Alors, le nouveau Santini, il est comment ?
Parce qu'on en est là. Depuis le Yark, Jonas ou le Journal de Gurty, on sait que cette seule signature est la garantie d'un excellent moment passé avec un livre comme un rendez-vous avec un excellent ami.
Commençons par la couverture. Elle est pas magnifique, la couverture ? Ces couleurs, ce dessin en ombres chinoises, délicat comme pas deux. Et ce fronton orné d'animaux nocturnes élégants, souligné d'une lampe/lune inattendue, c'est pas une splendeur ? Un véritable écrin ?

Hugo de la nuit

Mais je digresse, je préambule. Alors tout d'abord, sachez que votre dévouée Za n'a pas du tout la culture du film / du livre qui fait peur. Mais alors pas du tout. Et ce simple détail de la couverture aurait suffi, en d'autres temps, à me refroidir.

Hugo de la nuit

Mais je te suis, ô lecteur, toute dévouée - c'est écrit plus haut. Alors, j'ai bravé ma peur de la-main-crispée-crochue-qui-sort-du-sol et j'ai ouvert ce roman. Pour ne plus le refermer.

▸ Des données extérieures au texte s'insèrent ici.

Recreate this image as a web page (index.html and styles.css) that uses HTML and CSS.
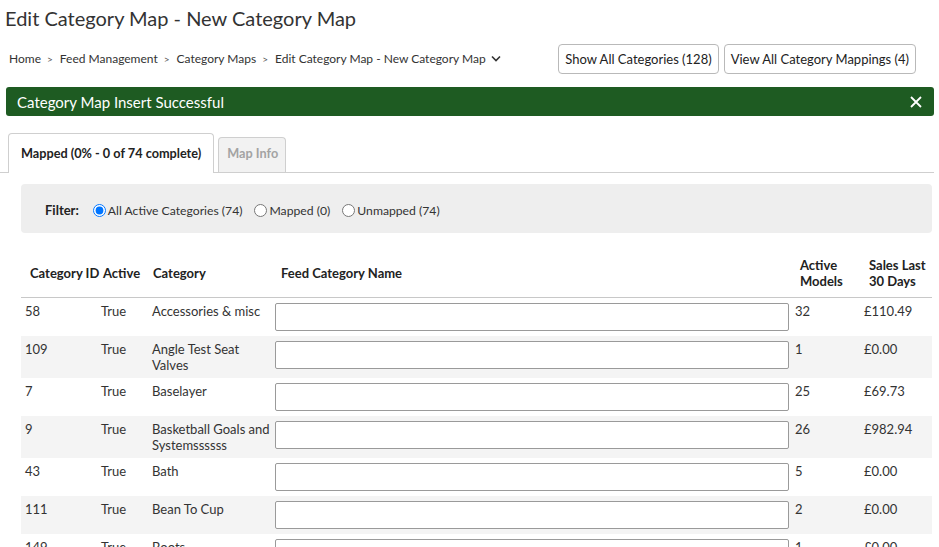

Hugo aurait dû ressentir de la peur, de la terreur même, à planer au-dessus du monde dans les bras d'un fantôme. L'enfant n'éprouvait pourtant qu'un sentiment d'abandon, tout au plus teinté d'une vague appréhension.

Hugo est un garçon de douze ans moins un jour, entouré de parents, d'une nourrice (grandiose), d'un chien, d'amour. Mais, car il y a un hic, voilà qu'une sombre - mais alors très sombre - affaire fait exploser la quiétude provençale et l'embarque - et nous avec - dans un tourbillon fantastique au sens propre du terme.
Vous avez lu L'étrange réveillon, un album de Bertrant Santini et Lionel Richerand, dans lequel des fantômes excessivement sympatiques sont invités à un banquet de fête ?

Hugo de la nuit

Eh bien, j'ai eu la très agréable impression des les retrouver, ces spectres. Mais en mieux. Je serais tentée de dire en plus vivant, s'ils n'étaient aussi franchement décédés. Ils sont magnifiques, ces fantômes : amoureux, touchants, truculents, tordants, un peu foldingues, terriblement savoureux. Ce sont eux, les véritables héros de ce roman. Bertrand Santini leur offre des chapitres d'une fraicheur jubilatoire. Chacun d'eux est traité par leur auteur avec bienveillance et amicale moquerie. Mention spéciale au Père Poudevigne, mon préféré...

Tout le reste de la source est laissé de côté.